Monday, August 19, 2013

Sausage Fingers

CHIP OF WISDOM:

Proverbs 24, Verse 5

"A wise man is mightier than a strong man.  Wisdom is mightier than strength."

CHIPPED WISDOM:

I don't know if you and your father played like this, but, sometimes, when I was a little boy, I would try to inflict pain on my father.  I'm sure there's some Freudian out there who will stumble across this blog long after it's been abandoned by its author-- say, you know, in 2 months-- and he'll go, "Ah-HAH" and imagine me wanting to sleep with my mother and Hamlet and soaked pajamas and all that other shit, and that's fine.  But, the fact remains that, for whatever it was, sometimes that's how we would play.  He would tense his muscles in his abdomen and invite me to hit him, which I gleefully did, typically in the basement.  That's where we did our WWF shit.  Sometimes I'd try to get all his fingers in my hand and squeeze them as hard as I could, to try to crush them.  

When I was a little boy, my father's fingers seemed proportional to sausage links.  Looking back on it recently, I assumed that this was because I was so tiny and he seemed like such a leviathan to me back then, and that that's just how I was remembering things.  And it was only a couple days or so ago that I really looked at his fingers closely and noticed that, yeah, that's what they really look like.

My father has fucking sausage fingers.  The man is immense.  

I mean, he's not-- he's maybe 5'8" or so, but he's huge.  
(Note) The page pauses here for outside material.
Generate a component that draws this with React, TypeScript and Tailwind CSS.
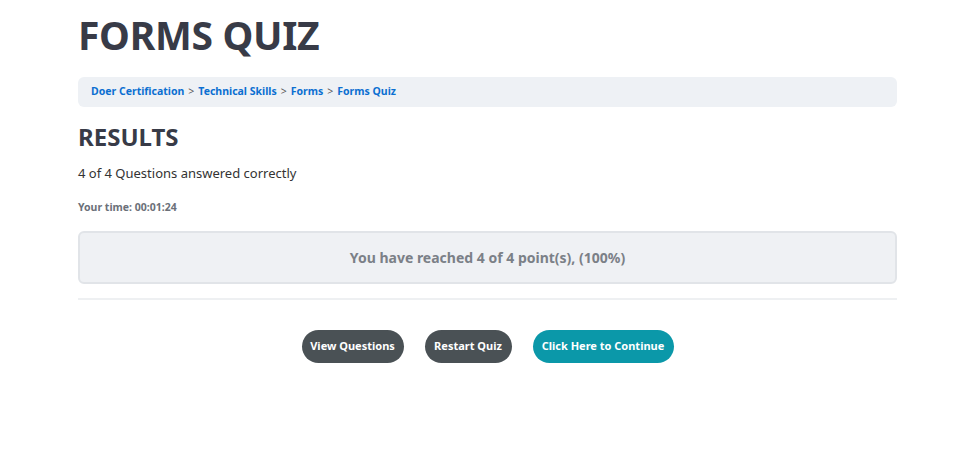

At 6'0", I tower over him, but only as height is concerned.  In every other way, I'm a bit like a balloon that's had its helium surgically removed.  The man's a giant.  And, yes, once upon a time, he was an Israeli soldier.  He rode in tanks and he killed people and he defied authority and he was punished and played practical jokes on bunkmates and he endured a brutal field operation on his hemorrhoids after collapsing during a march, which I'm sure he'd be delighted with me writing about on a blog viewable by Freudian assholes.  

He didn't get very far in the ranks, and I'm sure his attitude problem didn't help.  Samal rishon, or "staff sergeant".  His rank looks like this:


This is a picture of an Israeli army uniform shirt with my father's rank on it.  I stole it from some website.  I had to do it because this isn't actually my father's uniform, and I think that's been permanently lost.  He doesn't know where it is.  He doesn't care.  I once asked him if he had any of his old medals, because I was playing Sir Joseph Porter, KCB in a production of "H.M.S. Pinafore" and the more medals I could have on my uniform the better.  So I called my father one night and asked him if he knew where his old medals were.  All these calls begin innocuously enough.  He replied,

"You think I give a FUCK about some stupid piece of shit on a goddamn fucking ribbon from those assholes?!  I don't fucking know where that shit is!  Yeah, I got medals.  BIG FUCKING DEAL!"

I could envision his sausage fingers gripping his cellphone with strangle-worthy intensity as he shouted, not at me, I understood, at Israel.  At the place that almost took his life and his chance to have a family, a place that has made so many of its young expendable for some might argue dubious reasons.  

Every boy, I think, in some way, even if not in a big way, wants to grow up and be like their father.  I think, from a very early age, I knew that I was going to be maybe the furthest thing from my father imaginable.  My fingers are, and have always been, long, delicate, slender, graceful.  They're not sausage links.  I had to get a woman's wedding band, for Christ's sake, because no man's ring I tried on even came close to fitting.  But I have his temper.  I have his body hair, and his dark skin.  I have his skin tags, and I expect I'll only get more of those as time ticks by.  And I have a fierce love and dedication to my family, which, I guess, is more important than what my fingers look like or whether I could have withstood torture by Palestinian forces.  

He's strong and he's wise.  I'm not sure, most days, that I'm either, but I think it's a lot to ask of a thirty-three-year old to be "wise".  We'll check in again after my hair has gone white and my olive-toned face is covered in skin tags.

I wanted to wear a uniform because he did.  I wanted to become a cop, and maybe I would have risen to the rank of sergeant and stopped there, too.  Or maybe not.  I was an EMT for a couple years, but that was just play time.  I wanted to be something more.  Crisp.  Clean.  Proud.  Pained.  

After all, there is just something about a man in uniform, isn't there?